Even more dreamy than the pixel forest? The Propeller Group at Blaffer Art Museum, as they rebrand communism, journey beyond death and write a cross-cultural narrative for Vietnam. I wrote a full review for Aeqai—and I really did hear a song from “Miss Saigon” on the way to the show.
“Homebodies: Coverature” – gut-punch comic by Arwen Donahue on The Rumpus:
On the one hand, I can certainly appreciate why a comedian might look at the score awarded to their latest comedy special by a particular publication and complain that it’s a reductive way to summarize years of their work, and yet I also understand why an outlet like The A.V. Club—one which is in the business of art criticism—might not see it as a huge stretch to attempt to evaluate comedy using the same metrics that they apply to other art forms.
—Hershal Pandya for Splitsider
After 49 days, the cat couldn’t take it anymore, bit his tongue, and bled to death on [his owner’s] grave. Leave it to a cat to take the most metal route to death.

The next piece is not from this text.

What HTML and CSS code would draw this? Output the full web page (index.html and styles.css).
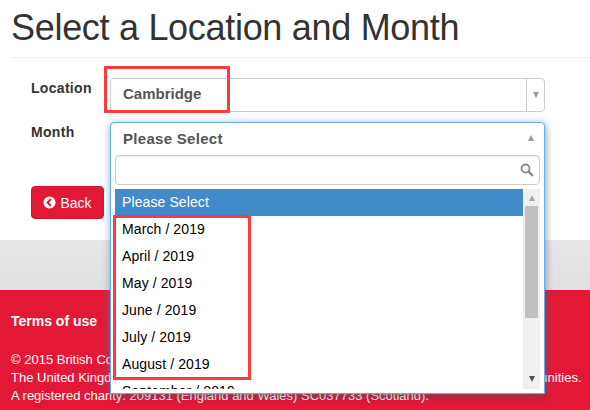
FILE: index.html
```html
<!DOCTYPE html>
<html lang="en">
<head>
<meta charset="utf-8">
<title>Select a Location and Month</title>
<link rel="stylesheet" href="styles.css">
</head>
<body>
<main class="page">
  <h1 class="title">Select a Location and Month</h1>
  <form class="form">
    <div class="row">
      <label class="label">Location</label>
      <div class="select">
        <span class="select-text">Cambridge</span>
        <span class="select-arrow"><i class="tri down"></i></span>
      </div>
    </div>
    <div class="row row-month">
      <label class="label">Month</label>
    </div>
    <div class="actions">
      <button class="btn" type="button">
        <svg class="btn-icon" viewBox="0 0 14 14" width="14" height="14"><circle cx="7" cy="7" r="6.5" fill="#fff"/><path d="M8.4 3.4 5 7l3.4 3.6" fill="none" stroke="#e31837" stroke-width="2.2"/></svg>
        Back
      </button>
    </div>
  </form>
  <div class="band"></div>
  <footer class="footer">
    <p class="terms">Terms of use</p>
    <p class="legal">© 2015 British Council<br>The United Kingdom's international organisation for cultural relations and educational opportunities.<br>A registered charity: 209131 (England and Wales) SC037733 (Scotland).</p>
  </footer>
</main>

<div class="dropdown">
  <div class="dropdown-head"><span>Please Select</span><i class="tri up"></i></div>
  <div class="search">
    <svg class="search-icon" viewBox="0 0 14 14" width="14" height="14"><circle cx="5.5" cy="5.5" r="4" fill="none" stroke="#888" stroke-width="1.8"/><path d="M8.6 8.6 13 13" stroke="#888" stroke-width="2.2"/></svg>
  </div>
  <div class="list-wrap">
    <ul class="list">
      <li class="active">Please Select</li>
      <li>March / 2019</li>
      <li>April / 2019</li>
      <li>May / 2019</li>
      <li>June / 2019</li>
      <li>July / 2019</li>
      <li>August / 2019</li>
      <li>September / 2019</li>
    </ul>
    <div class="scrollbar">
      <i class="tri up small"></i>
      <div class="thumb"></div>
      <i class="tri down small dark"></i>
    </div>
  </div>
</div>

<div class="mark mark-location"></div>
<div class="mark mark-months"></div>
</body>
</html>
```
FILE: styles.css
```css
* { box-sizing: border-box; }
html, body { margin: 0; padding: 0; }
body {
  width: 590px;
  height: 410px;
  overflow: hidden;
  position: relative;
  background: #fff;
  font-family: "Liberation Sans", Arial, sans-serif;
  font-size: 14px;
  color: #333;
}
.page { display: flex; flex-direction: column; height: 410px; }
.title {
  margin: 0 0 0 11px;
  height: 57px;
  padding-top: 8px;
  font-size: 36px;
  line-height: 40px;
  font-weight: 400;
  letter-spacing: -0.3px;
  color: #333;
}
.form {
  margin-left: 11px;
  border-top: 1px solid #eee;
  padding: 20px 0 0 20px;
  height: 183px;
}
.row { display: flex; }
.label { width: 79px; font-weight: 700; font-size: 14px; line-height: 20px; letter-spacing: .3px; }
.select {
  width: 435px;
  height: 34px;
  border: 1px solid #ccc;
  border-radius: 4px;
  display: flex;
  align-items: center;
  justify-content: space-between;
  font-weight: 700;
  color: #555;
  font-size: 15px;
  line-height: 20px;
  padding-bottom: 2px;
}
.select-text { padding-left: 12px; }
.select-arrow {
  width: 18px;
  height: 32px;
  margin-bottom: -2px;
  border-left: 1px solid #ccc;
  display: flex;
  align-items: center;
  justify-content: center;
}
.row-month { margin-top: 10px; }
.actions { margin-top: 44px; }
.btn {
  width: 73px;
  height: 33px;
  background: #e31837;
  border: 1px solid #d01530;
  border-radius: 4px;
  color: #fff;
  font: 14px "Liberation Sans", Arial, sans-serif;
  display: flex;
  align-items: center;
  justify-content: center;
  gap: 4px;
  padding: 0;
}
.btn-icon { width: 13px; height: 13px; }
.band {
  height: 50px;
  background: linear-gradient(#e6e6e6, #e0e0e0);
}
.footer {
  flex: 1;
  background: #e31837;
  color: #fff;
  padding: 22px 11px 0;
  font-size: 13px;
  line-height: 18px;
}
.terms { margin: 0 0 21px; font-weight: 700; font-size: 14px; line-height: 18px; }
.legal { margin: 0; white-space: nowrap; }
.tri { display: block; width: 0; height: 0; border-left: 3.5px solid transparent; border-right: 3.5px solid transparent; }
.tri.down { border-top: 6px solid #999; }
.tri.up { border-bottom: 6px solid #999; }
.tri.small.up { border-bottom-color: #a6a6a6; }
.tri.small.dark { border-top-color: #505050; }
.dropdown {
  position: absolute;
  left: 110px;
  top: 122px;
  width: 435px;
  height: 272px;
  background: #fff;
  border: 1px solid #66afe9;
  border-radius: 4px 4px 0 0;
  box-shadow: 0 0 8px rgba(102, 175, 233, .5), 1px 3px 6px rgba(0, 0, 0, .3);
  padding: 0 4px 4px;
  display: flex;
  flex-direction: column;
}
.dropdown-head {
  height: 32px;
  flex: none;
  display: flex;
  align-items: center;
  justify-content: space-between;
  padding: 0 6px 2px 8px;
  font-size: 15px;
  font-weight: 700;
  letter-spacing: .3px;
  color: #555;
}
.search {
  height: 30px;
  flex: none;
  border: 1px solid #ccc;
  border-radius: 4px;
  box-shadow: inset 0 1px 1px rgba(0, 0, 0, .075);
  display: flex;
  align-items: center;
  justify-content: flex-end;
  padding-right: 5px;
}
.list-wrap { display: flex; margin-top: 4px; flex: 1; min-height: 0; overflow: hidden; }
.list {
  list-style: none;
  margin: 0;
  padding: 0;
  flex: 1;
  color: #000;
  font-size: 14px;
  letter-spacing: .1px;
}
.list li { height: 27px; line-height: 27px; padding-left: 7px; }
.list li.active { background: #428bca; color: #fff; }
.scrollbar {
  width: 17px;
  background: #f0f0f0;
  display: flex;
  flex-direction: column;
  align-items: center;
  position: relative;
}
.scrollbar .tri.up { margin-top: 6px; }
.thumb {
  position: absolute;
  top: 17px;
  left: 2px;
  width: 13px;
  height: 112px;
  background: #c0c0c0;
}
.scrollbar .tri.down { margin-top: auto; margin-bottom: 7px; }
.mark { position: absolute; border: 3px solid #fb3c3c; }
.mark-location { left: 104px; top: 66px; width: 126px; height: 47px; }
.mark-months { left: 113px; top: 215px; width: 138px; height: 165px; }
```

—Louise Hung for The Order of the Good Death
And then she said something that kind of blew my mind: “You know, [Mary Magdalene] was the first one to whom our Lord appeared on Easter Sunday morning. In that time, a woman’s witness was worth nothing — so that Jesus would choose to appear to her and say ‘go and tell the others’ is huge! Of course, they didn’t believe her, but Jesus was making a point about the importance of believing women.” —Anne Therieux for The Establishment, speaking with Sister Bernadette and other nuns about feminism and their calling. Consider my mind also blown.

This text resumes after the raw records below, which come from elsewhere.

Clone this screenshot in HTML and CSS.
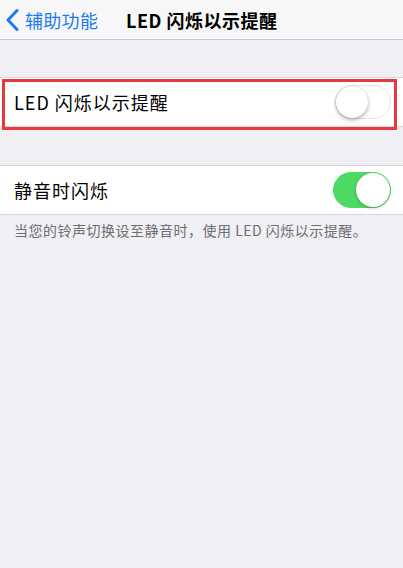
FILE: index.html
```html
<!DOCTYPE html>
<html lang="zh-CN">
<head>
    <meta charset="UTF-8">
    <meta name="viewport" content="width=device-width, initial-scale=1.0">
    <title>LED 闪烁以示提醒</title>
    <link rel="stylesheet" href="styles.css">
</head>
<body>
    <!-- 导航栏 -->
    <div class="nav">
        <div class="back">
            <svg class="chevron" width="14" height="24" viewBox="0 0 14 24">
                <path d="M12 2.5 L3 12 L12 21.5" fill="none" stroke="#1b7cf0" stroke-width="3" stroke-linecap="round" stroke-linejoin="round"/>
            </svg>
            <span>辅助功能</span>
        </div>
        <div class="title">LED 闪烁以示提醒</div>
    </div>

    <div class="group first">
        <div class="cell marked">
            <span class="label">LED 闪烁以示提醒</span>
            <div class="switch"><div class="knob"></div></div>
        </div>
    </div>

    <div class="group second">
        <div class="cell">
            <span class="label">静音时闪烁</span>
            <div class="switch on"><div class="knob"></div></div>
        </div>
    </div>
    <p class="footnote">当您的铃声切换设至静音时，使用 LED 闪烁以示提醒。</p>
</body>
</html>
```

FILE: styles.css
```css
body {
    margin: 0;
    background-color: #efeff4;
    font-family: "Noto Sans CJK SC", "Noto Sans", sans-serif;
    color: #000;
}

.nav {
    height: 39px;
    background-color: #f7f7f8;
    border-bottom: 1px solid #c8c7cc;
    display: flex;
    align-items: center;
}

.back {
    display: flex;
    align-items: center;
    gap: 6px;
    padding-left: 5px;
    color: #1b7cf0;
    font-size: 18px;
    letter-spacing: 0.3px;
    width: 121px;
}

.title {
    font-size: 18px;
    font-weight: bold;
    letter-spacing: 0.5px;
}

.group {
    background-color: #fff;
    border-top: 1px solid #d6d6da;
    border-bottom: 1px solid #d6d6da;
}

.group.first {
    margin-top: 37px;
}

.group.second {
    margin-top: 38px;
}

.cell {
    height: 48px;
    display: flex;
    align-items: center;
    justify-content: space-between;
    padding: 0 12px 0 14px;
    position: relative;
}

.cell.marked::after {
    content: "";
    position: absolute;
    left: 2px;
    top: 1px;
    width: 389px;
    height: 45px;
    border: 3px solid #e8383d;
}

.label {
    font-size: 18px;
    letter-spacing: 1px;
}

.switch {
    width: 54px;
    height: 32px;
    border-radius: 17px;
    border: 1px solid #e3e3e6;
    background-color: #fff;
    position: relative;
}

.knob {
    position: absolute;
    left: 0;
    top: 0;
    width: 32px;
    height: 32px;
    border-radius: 50%;
    background-color: #fff;
    box-shadow: 0 2px 4px rgba(0, 0, 0, 0.3), 0 0 1px rgba(0, 0, 0, 0.2);
}

.switch.on {
    width: 56px;
    height: 34px;
    background-color: #4cd964;
    border-color: #4cd964;
    border-radius: 18px;
}

.switch.on .knob {
    left: auto;
    right: 0;
    width: 34px;
    height: 34px;
    box-shadow: 0 1px 3px rgba(0, 0, 0, 0.3);
}

.footnote {
    margin: 6px 0 0;
    padding-left: 14px;
    font-size: 14px;
    line-height: 18px;
    letter-spacing: 0.5px;
    color: #6d6d72;
}
```
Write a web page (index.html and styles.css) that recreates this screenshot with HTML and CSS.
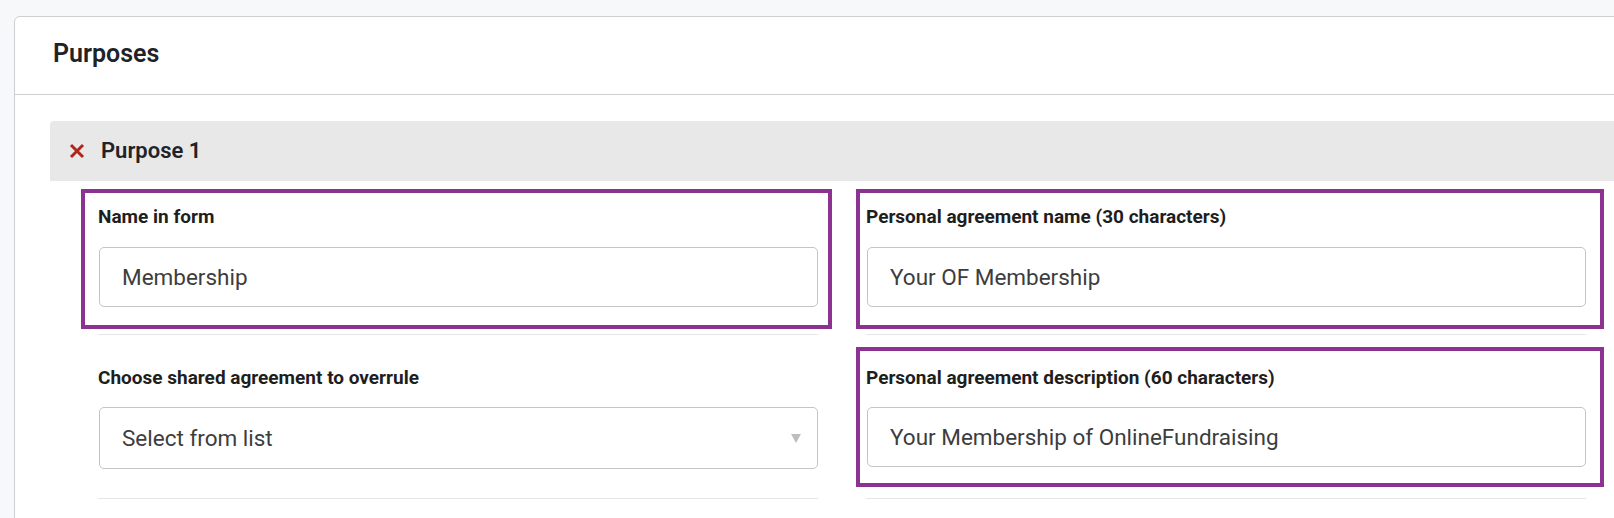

“In Other Words” by Jhumpa Lahiri
Translated from the Italian by Ann Goldstein
2016, Alfred A. Knopf
I think that my new language, more limited, more immature, gives me a more extensive, more adult gaze. That’s the reason I continue, for now, to write in Italian…. When I began to write, I thought it was more virtuous to talk about others. I was afraid that autobiographical material was of less creative value, even a form of laziness on my part. I was afraid that it was egocentric to relate one’s own experiences. In this book I am the protagonist for the first time…. A little like Matisse’s “Blue Nudes,” groups of cutout, reassembled female figures, I feel naked in this book, pasted to a new language, disjointed. 215-6
Jhumpa Lahiri’s memoir of life in another language — Italian — is a work of art in itself. Lahiri is most comfortable in English, but also speaks Bengali with her parents, and began learning Italian later in life. This memoir was written in Italian, with her original text flowering from the left side of the page; employing a translator removed temptation to revise or correct.

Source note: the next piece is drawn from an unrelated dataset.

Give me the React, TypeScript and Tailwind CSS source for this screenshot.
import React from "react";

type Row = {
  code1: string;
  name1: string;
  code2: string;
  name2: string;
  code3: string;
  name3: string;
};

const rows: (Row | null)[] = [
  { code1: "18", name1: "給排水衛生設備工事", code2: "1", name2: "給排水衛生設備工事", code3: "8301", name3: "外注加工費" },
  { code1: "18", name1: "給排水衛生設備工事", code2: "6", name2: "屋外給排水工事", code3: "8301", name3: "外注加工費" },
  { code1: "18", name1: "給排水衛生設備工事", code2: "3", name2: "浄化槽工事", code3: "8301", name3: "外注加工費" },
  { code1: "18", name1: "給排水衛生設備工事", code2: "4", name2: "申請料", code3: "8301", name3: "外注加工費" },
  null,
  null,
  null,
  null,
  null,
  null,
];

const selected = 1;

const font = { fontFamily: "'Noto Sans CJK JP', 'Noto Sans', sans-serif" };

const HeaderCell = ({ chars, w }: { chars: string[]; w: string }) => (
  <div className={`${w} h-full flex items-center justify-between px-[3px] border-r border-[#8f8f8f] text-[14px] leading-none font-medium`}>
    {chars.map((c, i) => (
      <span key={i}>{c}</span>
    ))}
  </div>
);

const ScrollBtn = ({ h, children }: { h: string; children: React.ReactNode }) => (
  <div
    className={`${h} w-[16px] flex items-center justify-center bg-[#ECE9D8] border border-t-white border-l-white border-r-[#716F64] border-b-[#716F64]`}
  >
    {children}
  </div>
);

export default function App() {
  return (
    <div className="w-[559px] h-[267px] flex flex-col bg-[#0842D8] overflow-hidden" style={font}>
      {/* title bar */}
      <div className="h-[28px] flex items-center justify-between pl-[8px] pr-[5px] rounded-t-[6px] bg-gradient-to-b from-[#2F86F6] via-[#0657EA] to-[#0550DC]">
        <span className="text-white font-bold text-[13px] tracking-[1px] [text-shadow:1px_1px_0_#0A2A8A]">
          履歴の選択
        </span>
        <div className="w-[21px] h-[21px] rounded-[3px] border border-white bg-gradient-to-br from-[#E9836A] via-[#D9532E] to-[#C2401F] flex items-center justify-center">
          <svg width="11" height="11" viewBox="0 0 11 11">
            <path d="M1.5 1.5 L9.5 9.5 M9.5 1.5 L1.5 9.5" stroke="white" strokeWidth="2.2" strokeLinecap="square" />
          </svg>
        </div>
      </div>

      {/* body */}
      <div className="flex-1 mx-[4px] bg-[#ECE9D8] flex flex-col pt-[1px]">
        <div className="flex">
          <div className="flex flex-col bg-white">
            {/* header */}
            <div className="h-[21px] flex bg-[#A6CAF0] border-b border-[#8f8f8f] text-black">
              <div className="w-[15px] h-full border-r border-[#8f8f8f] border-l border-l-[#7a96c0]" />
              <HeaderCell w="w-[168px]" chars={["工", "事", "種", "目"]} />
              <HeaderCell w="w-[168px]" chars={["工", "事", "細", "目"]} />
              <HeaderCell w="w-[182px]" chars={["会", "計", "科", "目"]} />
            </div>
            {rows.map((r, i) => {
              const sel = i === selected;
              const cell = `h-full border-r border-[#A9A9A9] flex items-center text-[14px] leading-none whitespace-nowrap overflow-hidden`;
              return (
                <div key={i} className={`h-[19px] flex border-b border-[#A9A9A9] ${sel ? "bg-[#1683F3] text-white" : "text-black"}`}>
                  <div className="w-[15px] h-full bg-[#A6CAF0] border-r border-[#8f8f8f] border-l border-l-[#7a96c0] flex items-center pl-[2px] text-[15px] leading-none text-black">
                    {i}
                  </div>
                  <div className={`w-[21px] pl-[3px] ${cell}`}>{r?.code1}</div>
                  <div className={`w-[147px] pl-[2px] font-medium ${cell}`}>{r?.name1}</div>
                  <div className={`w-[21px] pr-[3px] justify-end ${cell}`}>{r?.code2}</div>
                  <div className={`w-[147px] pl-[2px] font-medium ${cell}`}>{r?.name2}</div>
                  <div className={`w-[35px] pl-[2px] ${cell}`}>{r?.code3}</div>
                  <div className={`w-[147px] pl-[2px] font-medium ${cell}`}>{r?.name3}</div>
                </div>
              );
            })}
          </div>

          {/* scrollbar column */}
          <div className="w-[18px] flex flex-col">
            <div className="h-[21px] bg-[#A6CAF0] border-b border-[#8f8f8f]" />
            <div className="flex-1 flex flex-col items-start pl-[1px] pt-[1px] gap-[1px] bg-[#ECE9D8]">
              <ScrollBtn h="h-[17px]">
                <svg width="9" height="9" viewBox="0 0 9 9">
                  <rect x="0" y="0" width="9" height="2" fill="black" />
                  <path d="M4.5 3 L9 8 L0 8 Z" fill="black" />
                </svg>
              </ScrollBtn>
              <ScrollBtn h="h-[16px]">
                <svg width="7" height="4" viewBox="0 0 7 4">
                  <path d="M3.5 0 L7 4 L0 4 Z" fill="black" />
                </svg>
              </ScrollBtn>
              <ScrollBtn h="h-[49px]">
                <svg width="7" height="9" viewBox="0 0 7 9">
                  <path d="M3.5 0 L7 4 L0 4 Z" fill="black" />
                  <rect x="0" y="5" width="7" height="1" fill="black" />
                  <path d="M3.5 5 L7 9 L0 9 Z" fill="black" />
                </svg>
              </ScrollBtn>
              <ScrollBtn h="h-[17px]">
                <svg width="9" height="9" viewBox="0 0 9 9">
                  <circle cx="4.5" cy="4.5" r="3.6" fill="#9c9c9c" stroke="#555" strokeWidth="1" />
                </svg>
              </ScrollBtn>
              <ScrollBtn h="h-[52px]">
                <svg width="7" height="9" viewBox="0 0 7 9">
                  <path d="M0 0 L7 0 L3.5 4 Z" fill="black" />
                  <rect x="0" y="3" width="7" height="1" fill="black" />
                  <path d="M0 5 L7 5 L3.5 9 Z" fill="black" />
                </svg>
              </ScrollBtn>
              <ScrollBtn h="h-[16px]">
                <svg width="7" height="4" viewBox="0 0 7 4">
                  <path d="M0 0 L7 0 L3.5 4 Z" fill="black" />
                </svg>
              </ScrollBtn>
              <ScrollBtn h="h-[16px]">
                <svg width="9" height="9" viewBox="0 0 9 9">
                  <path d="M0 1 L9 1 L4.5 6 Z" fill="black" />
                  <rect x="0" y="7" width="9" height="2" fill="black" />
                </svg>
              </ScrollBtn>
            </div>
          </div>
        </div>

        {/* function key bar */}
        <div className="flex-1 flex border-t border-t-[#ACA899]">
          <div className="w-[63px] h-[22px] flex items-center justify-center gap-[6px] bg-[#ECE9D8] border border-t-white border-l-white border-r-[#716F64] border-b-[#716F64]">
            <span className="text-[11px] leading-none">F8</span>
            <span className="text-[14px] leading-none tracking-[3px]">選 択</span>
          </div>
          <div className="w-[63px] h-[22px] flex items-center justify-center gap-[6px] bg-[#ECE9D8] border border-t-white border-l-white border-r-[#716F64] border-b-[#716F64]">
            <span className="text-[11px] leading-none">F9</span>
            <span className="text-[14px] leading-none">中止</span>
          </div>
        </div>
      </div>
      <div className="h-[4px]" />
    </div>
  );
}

The book is a beautiful exploration of identity, intention and vulnerability. Her ruminations will resonate with anyone who has studied another language:
When I read in Italian, I’m a more active reader, more involved, even if less skilled. I like the effort, I prefer the limitations. I know that in some way my ignorance is useful to me. 43
Behgali is my past, Italian, maybe, a new road into the future. In both I feel like a child, a little clumsy. 157
Beckett said that writing in French allowed him to write without style. On the one hand I agree: one could say that my writing in Italian is a type of unsalted bread. It works, but the usual flavor is missing. 179
Last but not least: I’m so happy that Sasha Velour won RuPaul’s Drag Race! Loved this “magical bitch” all season—all of the final four queens were fantastic, but I’m glad an art weirdo has been crowned. From the sound of this article, she is going to do great things.